Research on creep constitutive model of salt rock based on nonlinear integer-order viscous dashpot

Abstract

Fluctuations in gas pressure within salt cavern storage and the creep behavior of salt rock are key factors influencing the deformation of surrounding rock and the stability of salt caverns. Considering the operational characteristics of salt cavern storage, this study conducted triaxial graded loading creep tests on an impurity-containing salt rock to systematically analyze its creep deformation, strength characteristics, and failure modes under different confining pressures. The findings reveal that as axial stress increases, creep strain gradually becomes the dominant deformation component in an impurity-containing salt rock, while the proportion of instantaneous compressive strain decreases. When axial stress levels are similar, increasing confining pressure reduces both instantaneous compressive and steady-state creep strain rates.

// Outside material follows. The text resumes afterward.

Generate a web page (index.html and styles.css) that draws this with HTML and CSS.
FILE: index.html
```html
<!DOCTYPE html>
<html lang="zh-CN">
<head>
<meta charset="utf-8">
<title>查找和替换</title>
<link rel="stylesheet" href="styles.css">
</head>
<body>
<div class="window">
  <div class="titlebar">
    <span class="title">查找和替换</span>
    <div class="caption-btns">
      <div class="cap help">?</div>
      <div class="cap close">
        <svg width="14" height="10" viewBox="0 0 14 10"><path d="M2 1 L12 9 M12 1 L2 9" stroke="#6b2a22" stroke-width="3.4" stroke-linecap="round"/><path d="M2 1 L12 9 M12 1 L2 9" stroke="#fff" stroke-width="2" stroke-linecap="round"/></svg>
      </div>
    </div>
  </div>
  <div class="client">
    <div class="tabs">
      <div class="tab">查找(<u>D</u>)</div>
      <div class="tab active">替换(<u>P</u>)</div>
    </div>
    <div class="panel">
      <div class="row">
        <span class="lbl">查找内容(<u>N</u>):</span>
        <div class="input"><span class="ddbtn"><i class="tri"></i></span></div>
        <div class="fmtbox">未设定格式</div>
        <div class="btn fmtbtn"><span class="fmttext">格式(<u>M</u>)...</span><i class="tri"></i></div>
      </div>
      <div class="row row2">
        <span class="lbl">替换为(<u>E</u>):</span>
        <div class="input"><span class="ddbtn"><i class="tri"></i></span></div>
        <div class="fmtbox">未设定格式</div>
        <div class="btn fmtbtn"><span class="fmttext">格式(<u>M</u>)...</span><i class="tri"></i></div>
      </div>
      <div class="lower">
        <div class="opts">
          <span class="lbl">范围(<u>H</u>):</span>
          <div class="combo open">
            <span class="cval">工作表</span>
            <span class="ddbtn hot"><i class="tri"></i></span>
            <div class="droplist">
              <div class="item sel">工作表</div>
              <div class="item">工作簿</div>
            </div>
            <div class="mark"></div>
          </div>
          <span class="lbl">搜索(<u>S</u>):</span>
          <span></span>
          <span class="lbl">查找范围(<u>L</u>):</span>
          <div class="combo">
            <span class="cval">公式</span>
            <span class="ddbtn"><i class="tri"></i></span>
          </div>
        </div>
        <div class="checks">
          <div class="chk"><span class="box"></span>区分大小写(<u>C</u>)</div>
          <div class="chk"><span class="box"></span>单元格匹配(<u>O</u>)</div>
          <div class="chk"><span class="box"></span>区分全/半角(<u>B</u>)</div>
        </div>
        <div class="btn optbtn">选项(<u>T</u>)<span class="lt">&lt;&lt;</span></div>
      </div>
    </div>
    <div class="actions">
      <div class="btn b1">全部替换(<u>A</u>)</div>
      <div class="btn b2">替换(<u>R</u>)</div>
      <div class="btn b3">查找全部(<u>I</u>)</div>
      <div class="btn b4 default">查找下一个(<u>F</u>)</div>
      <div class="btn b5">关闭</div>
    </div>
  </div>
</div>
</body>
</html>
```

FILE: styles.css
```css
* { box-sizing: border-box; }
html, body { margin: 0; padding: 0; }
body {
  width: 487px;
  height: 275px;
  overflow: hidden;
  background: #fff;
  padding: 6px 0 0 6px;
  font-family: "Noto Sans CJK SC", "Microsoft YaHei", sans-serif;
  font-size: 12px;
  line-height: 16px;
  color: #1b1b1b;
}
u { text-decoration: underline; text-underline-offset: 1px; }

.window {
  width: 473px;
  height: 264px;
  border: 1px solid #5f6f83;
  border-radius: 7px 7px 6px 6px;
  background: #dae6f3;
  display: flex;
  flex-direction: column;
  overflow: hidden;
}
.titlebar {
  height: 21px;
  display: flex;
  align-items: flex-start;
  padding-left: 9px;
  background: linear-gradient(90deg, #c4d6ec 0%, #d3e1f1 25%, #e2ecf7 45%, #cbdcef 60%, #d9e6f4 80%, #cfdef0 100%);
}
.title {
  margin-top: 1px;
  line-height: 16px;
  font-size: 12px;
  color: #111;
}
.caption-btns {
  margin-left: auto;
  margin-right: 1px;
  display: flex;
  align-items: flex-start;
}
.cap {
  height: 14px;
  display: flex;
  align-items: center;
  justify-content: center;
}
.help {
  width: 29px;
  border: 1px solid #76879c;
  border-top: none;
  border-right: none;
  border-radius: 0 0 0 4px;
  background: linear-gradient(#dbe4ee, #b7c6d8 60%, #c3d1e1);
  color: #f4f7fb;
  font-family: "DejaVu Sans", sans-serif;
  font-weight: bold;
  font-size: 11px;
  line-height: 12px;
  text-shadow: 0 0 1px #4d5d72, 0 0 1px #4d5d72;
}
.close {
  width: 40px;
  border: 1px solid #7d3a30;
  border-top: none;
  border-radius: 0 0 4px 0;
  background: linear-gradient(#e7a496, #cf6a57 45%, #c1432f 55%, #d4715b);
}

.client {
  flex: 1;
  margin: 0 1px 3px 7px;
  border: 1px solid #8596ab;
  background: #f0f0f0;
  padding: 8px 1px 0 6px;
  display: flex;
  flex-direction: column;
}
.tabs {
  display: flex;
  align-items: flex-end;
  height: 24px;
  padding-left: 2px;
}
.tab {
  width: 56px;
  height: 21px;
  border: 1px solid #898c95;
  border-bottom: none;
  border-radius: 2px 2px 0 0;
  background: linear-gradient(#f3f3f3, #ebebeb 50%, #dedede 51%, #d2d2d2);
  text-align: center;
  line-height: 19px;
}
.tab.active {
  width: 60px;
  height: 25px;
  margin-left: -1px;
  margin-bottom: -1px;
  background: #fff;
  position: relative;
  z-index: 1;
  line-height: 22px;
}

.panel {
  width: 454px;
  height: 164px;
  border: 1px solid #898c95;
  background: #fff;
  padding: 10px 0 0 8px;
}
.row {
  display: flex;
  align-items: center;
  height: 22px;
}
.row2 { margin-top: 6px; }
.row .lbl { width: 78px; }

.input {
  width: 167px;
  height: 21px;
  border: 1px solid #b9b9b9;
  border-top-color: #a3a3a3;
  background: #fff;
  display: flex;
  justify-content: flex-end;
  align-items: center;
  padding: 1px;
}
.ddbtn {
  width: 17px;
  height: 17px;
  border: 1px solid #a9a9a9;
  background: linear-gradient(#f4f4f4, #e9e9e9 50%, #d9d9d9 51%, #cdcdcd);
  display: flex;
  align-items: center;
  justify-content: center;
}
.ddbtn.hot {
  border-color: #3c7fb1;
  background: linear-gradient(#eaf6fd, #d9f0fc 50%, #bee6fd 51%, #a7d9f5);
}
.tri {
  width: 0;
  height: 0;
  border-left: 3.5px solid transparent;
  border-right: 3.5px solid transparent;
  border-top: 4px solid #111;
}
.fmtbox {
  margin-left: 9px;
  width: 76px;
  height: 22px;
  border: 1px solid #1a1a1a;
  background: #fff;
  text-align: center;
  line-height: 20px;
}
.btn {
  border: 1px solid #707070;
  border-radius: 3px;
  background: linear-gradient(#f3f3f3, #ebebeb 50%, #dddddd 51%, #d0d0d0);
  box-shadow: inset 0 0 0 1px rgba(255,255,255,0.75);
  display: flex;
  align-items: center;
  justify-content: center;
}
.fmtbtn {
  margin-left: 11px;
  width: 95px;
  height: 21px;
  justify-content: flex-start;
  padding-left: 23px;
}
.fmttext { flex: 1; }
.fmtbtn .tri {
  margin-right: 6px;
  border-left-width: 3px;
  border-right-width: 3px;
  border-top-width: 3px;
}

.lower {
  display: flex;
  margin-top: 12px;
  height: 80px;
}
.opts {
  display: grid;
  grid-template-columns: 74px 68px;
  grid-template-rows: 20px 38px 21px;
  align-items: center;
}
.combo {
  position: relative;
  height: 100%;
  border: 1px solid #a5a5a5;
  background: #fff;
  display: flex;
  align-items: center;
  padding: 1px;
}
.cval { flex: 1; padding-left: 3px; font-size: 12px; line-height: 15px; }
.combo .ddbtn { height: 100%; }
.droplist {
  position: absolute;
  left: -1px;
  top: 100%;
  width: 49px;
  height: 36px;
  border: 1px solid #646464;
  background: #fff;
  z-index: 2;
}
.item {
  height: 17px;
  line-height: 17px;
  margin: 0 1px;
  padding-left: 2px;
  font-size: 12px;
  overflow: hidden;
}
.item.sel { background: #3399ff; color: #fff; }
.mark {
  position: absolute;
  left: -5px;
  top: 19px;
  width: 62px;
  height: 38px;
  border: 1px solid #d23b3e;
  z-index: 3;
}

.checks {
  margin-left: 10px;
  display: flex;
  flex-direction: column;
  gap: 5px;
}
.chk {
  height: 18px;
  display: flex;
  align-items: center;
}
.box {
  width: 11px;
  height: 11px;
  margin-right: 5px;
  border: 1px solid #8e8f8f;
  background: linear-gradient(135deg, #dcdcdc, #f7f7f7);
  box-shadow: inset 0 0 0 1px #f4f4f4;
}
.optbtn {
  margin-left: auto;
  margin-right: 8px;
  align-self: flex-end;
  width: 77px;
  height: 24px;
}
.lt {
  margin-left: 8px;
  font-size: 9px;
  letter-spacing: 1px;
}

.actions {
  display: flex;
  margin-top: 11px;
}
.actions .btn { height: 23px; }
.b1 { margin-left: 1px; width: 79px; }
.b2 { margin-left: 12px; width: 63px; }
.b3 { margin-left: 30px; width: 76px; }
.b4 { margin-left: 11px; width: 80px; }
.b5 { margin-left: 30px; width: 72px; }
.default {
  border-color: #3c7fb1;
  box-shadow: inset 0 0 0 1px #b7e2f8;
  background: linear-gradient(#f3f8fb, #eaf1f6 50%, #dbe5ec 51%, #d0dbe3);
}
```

Under similar deviatoric stress conditions, a higher confining pressure leads to varying degrees of increase in instantaneous elastic strain, creep strain, and total strain of an impurity-containing salt rock. Under different confining pressures, the evolution of the steady-state creep strain rate and the viscosity coefficient follows an inverse function relationship. Based on the creep characteristics of salt rock and the geometric features of creep models in the nonaccelerated creep stage, a nonlinear integer-order viscous dashpot is proposed to describe the strain surge in the accelerated creep stage. A nonlinear viscoelastic-plastic creep model capable of capturing the entire creep process of salt rock is developed and further extended to a three-dimensional stress state. Comparative analysis demonstrates that the proposed creep model effectively describes the full creep process of different types of salt rock, particularly the accelerated creep stage.